At nearly the same time, Reuters reported that the White House proposed cutting more than 9,400 TSA jobs and slashing $1.5 billion from the agency’s budget. The contrast is hard to ignore. This administration seems able to summon endless energy for confrontation abroad, institutional conflict at home, and symbolic battles against its enemies. It shows far less interest in the steadier work of making ordinary American life safer, more affordable, and more stable.
But the country is not helpless. Pew reported in January that Trump’s approval stood at 37 percent, that only 27 percent of Americans supported all or most of his policies and plans, and that half said the administration’s actions had been worse than they expected. That matters. It means the American people are paying attention, public persuasion is changing, public resistance is real, and that voter judgment has not vanished.
But resilience is not automatic. A country survives because people inside it decide that limits are real and worth defending. And here the most revealing fact may be that even Republican voters are less deferential to Trump than many Republican lawmakers are. Pew found that 61 percent of Republicans and Republican-leaning independents said GOP members of Congress do not have an obligation to support Trump if they disagree with him. Only 38 percent said they do. That number strips away the most convenient excuse. Congressional Republicans cannot honestly claim that their voters have left them no room for independence. Their own base has already given them permission to act like legislators rather than loyalists.

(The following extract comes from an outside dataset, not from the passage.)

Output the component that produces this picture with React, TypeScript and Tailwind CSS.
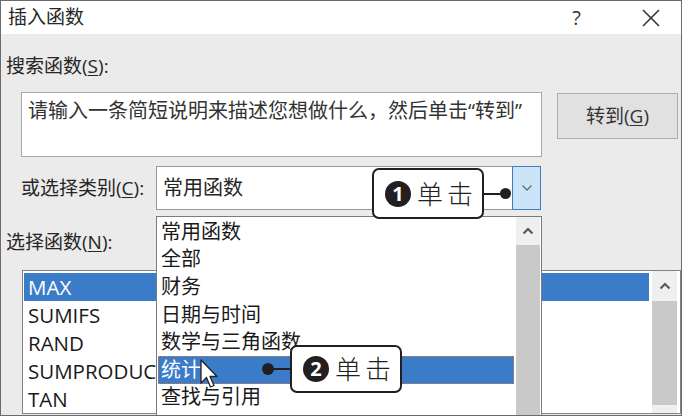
import React from "react";

const categories = [
  "常用函数",
  "全部",
  "财务",
  "日期与时间",
  "数学与三角函数",
  "统计",
  "查找与引用",
];

const functions = ["MAX", "SUMIFS", "RAND", "SUMPRODUCT", "TAN"];

// SMALL SCROLLBAR ARROW
function UpArrow() {
  return (
    <svg width="12" height="8" viewBox="0 0 12 8">
      <polyline
        points="1.5,6.5 6,2 10.5,6.5"
        fill="none"
        stroke="#5a5a5a"
        strokeWidth="2.2"
      />
    </svg>
  );
}

// NUMBERED CALLOUT BOX
function Callout({ num }: { num: string }) {
  return (
    <div
      className="
        flex h-full w-[112px] items-center
        gap-[6px] rounded-[7px]
        border-2 border-[#231f20]
        bg-white pl-[11px]
      "
    >
      <div
        className="
          flex h-[26px] w-[26px] items-center
          justify-center rounded-full
          bg-[#231f20] text-[20px] font-bold
          leading-none text-white
        "
      >
        {num}
      </div>
      <span className="text-[26px] font-light leading-none tracking-[4px] text-[#231f20]">
        单击
      </span>
    </div>
  );
}

export default function App() {
  return (
    <div
      className="
        relative flex h-[416px] w-[682px]
        flex-col overflow-hidden
        border border-[#6b6b6b]
        font-['Open_Sans','Noto_Sans_CJK_SC',sans-serif]
        text-[#262626]
      "
    >
      {/* TITLE BAR */}
      <div className="flex h-[39px] items-center bg-white">
        <span className="ml-[7px] text-[19px] leading-none">插入函数</span>
        <span className="ml-auto text-[20px] leading-none text-[#333]">?</span>
        <svg
          width="20"
          height="18"
          viewBox="0 0 20 18"
          className="ml-[60px] mr-[20px]"
        >
          <line x1="2" y1="1" x2="18" y2="17" stroke="#333" strokeWidth="1.6" />
          <line x1="18" y1="1" x2="2" y2="17" stroke="#333" strokeWidth="1.6" />
        </svg>
      </div>

      {/* BODY */}
      <div className="flex flex-1 flex-col bg-[#ebebeb]">
        <div className="ml-[5px] mt-[20px] text-[19px] leading-[24px]">
          搜索函数(<span className="underline underline-offset-2">S</span>):
        </div>

        {/* SEARCH ROW */}
        <div className="mt-[14px] flex items-start">
          <div
            className="
              ml-[20px] h-[65px] w-[521px]
              border border-[#a8a8a8] bg-white
              pl-[6px] pt-[6px]
              text-[20px] leading-[24px] text-[#333]
            "
          >
            请输入一条简短说明来描述您想做什么，然后单击“转到”
          </div>
          <div
            className="
              ml-[15px] mt-[1px] flex h-[46px] w-[121px]
              items-center justify-center
              border border-[#adadad] bg-[#e1e1e1]
              text-[19px] leading-none text-[#333]
            "
          >
            转到(<span className="underline underline-offset-2">G</span>)
          </div>
        </div>

        {/* CATEGORY ROW */}
        <div className="mt-[9px] flex items-center">
          <div className="ml-[20px] w-[135px] text-[19px] leading-[24px]">
            或选择类别(<span className="underline underline-offset-2">C</span>):
          </div>
          <div
            className="
              flex h-[44px] w-[385px] items-stretch
              border border-[#9a9a9a] bg-white
            "
          >
            <span className="flex flex-1 items-center pl-[6px] text-[20px] leading-none">
              常用函数
            </span>
            <div
              className="
                -my-px -mr-px flex w-[29px] items-center
                justify-center border border-[#3f7fbf]
                bg-[#cce4f7]
              "
            >
              <svg width="12" height="8" viewBox="0 0 12 8">
                <polyline
                  points="1.5,1.5 6,6 10.5,1.5"
                  fill="none"
                  stroke="#6a6a6a"
                  strokeWidth="1.3"
                />
              </svg>
            </div>
          </div>
        </div>

        <div className="ml-[5px] mt-[20px] text-[19px] leading-[24px]">
          选择函数(<span className="underline underline-offset-2">N</span>):
        </div>

        {/* FUNCTION LIST */}
        <div
          className="
            mb-[1px] ml-[21px] mt-[16px] flex w-[659px] flex-1
            border border-[#828282] bg-white
          "
        >
          <div className="flex flex-1 flex-col pl-[1px] pt-[2px]">
            {functions.map((name, index) => (
              <div
                key={name}
                className={
                  index === 0
                    ? "flex h-[28px] w-[625px] items-center bg-[#3b7cc9] pl-[4px] text-[20.5px] leading-none text-white"
                    : "flex h-[28px] w-[625px] items-center pl-[4px] text-[20.5px] leading-none text-[#1a1a1a]"
                }
              >
                {name}
              </div>
            ))}
          </div>
          <div className="mr-[3px] flex w-[25px] flex-col bg-[#efefef]">
            <div className="flex h-[30px] items-center justify-center">
              <UpArrow />
            </div>
            <div className="mb-[8px] flex-1 bg-[#c9c9c9]" />
          </div>
        </div>
      </div>

      {/* CATEGORY DROPDOWN */}
      <div
        className="
          absolute left-[155px] top-[215px] flex
          h-[210px] w-[386px]
          border border-[#7c7c7c] bg-white
        "
      >
        <div className="flex flex-1 flex-col pl-[1px] pt-[1px]">
          {categories.map((name) =>
            name === "统计" ? (
              <div
                key={name}
                className="
                  flex h-[27.6px] items-center
                  border border-dotted border-[#d0784c]
                  bg-[#3b7cc9] pl-[2px]
                  text-[20px] leading-none text-white
                "
              >
                {name}
              </div>
            ) : (
              <div
                key={name}
                className="flex h-[27.6px] items-center pl-[3px] text-[20px] leading-none text-[#1a1a1a]"
              >
                {name}
              </div>
            )
          )}
        </div>
        <div className="ml-[2px] mr-[1px] flex w-[24px] flex-col bg-[#efefef]">
          <div className="flex h-[28px] items-center justify-center">
            <UpArrow />
          </div>
          <div className="flex-1 bg-[#c9c9c9]" />
        </div>
      </div>

      {/* CALLOUT 1 */}
      <div className="absolute left-[371px] top-[167px] flex h-[51px] items-center">
        <Callout num="1" />
        <div className="h-[2px] w-[16px] bg-[#231f20]" />
        <div className="h-[11px] w-[11px] rounded-full bg-[#231f20]" />
      </div>

      {/* MOUSE CURSOR */}
      <svg
        width="20"
        height="31"
        viewBox="0 0 20 31"
        className="absolute left-[199px] top-[358px]"
      >
        <path
          d="M1 1 L1 24 L6.5 18.5 L10.5 28 L14 26.5 L10 17.5 L17 17.5 Z"
          fill="white"
          stroke="#222"
          strokeWidth="1.3"
          strokeLinejoin="round"
        />
      </svg>

      {/* CALLOUT 2 */}
      <div className="absolute left-[261px] top-[344px] flex h-[48px] items-center">
        <div className="h-[12px] w-[12px] rounded-full bg-[#231f20]" />
        <div className="h-[2px] w-[16px] bg-[#231f20]" />
        <Callout num="2" />
      </div>
    </div>
  );
}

So when will enough be enough?
The honest answer is that enough will be enough only when Republicans decide that constitutional oversight is not disloyalty, that Congress is not ornamental, and that the American people matter more than the political ambitions of one man. Enough will be enough when a governing party remembers what its job actually is—not to turn every presidential impulse into a talking point, but to distinguish impulse from judgment, power from prudence, and party advantage from public duty.
That does not mean Democrats are right about everything. It does not even require the country to settle, once and for all, on the perfect label for this moment. It requires something simpler and yet harder for the republican party; it requires the willingness to say "No". No to unauthorized war sold as strength. No to executive theories that treat the law as advisory. No to domestic neglect while households are told to absorb rising costs as the price of presidential swagger. No to the idea that Republican officeholders exist mainly to protect Trump from consequence.
The tragedy of this moment is not only that Trump keeps testing the system. It is that the people best positioned to restrain him so often behave as though their highest calling is to keep the test going and their outright refusal to protect the American people. A party that will not defend Congress from presidential overreach will not defend the public for long either. The consequences are already visible—in rising costs at home, in the U.S. seizure of Nicolás Maduro in Venezuela, in Trump’s repeated threats to take control of Greenland, and now in the widening confrontation with Iran. And a country whose leaders can always find time for grandstanding, but never enough seriousness for the burdens ordinary families carry, is a country already paying a price.
Call this moment what you will. But enough should not be.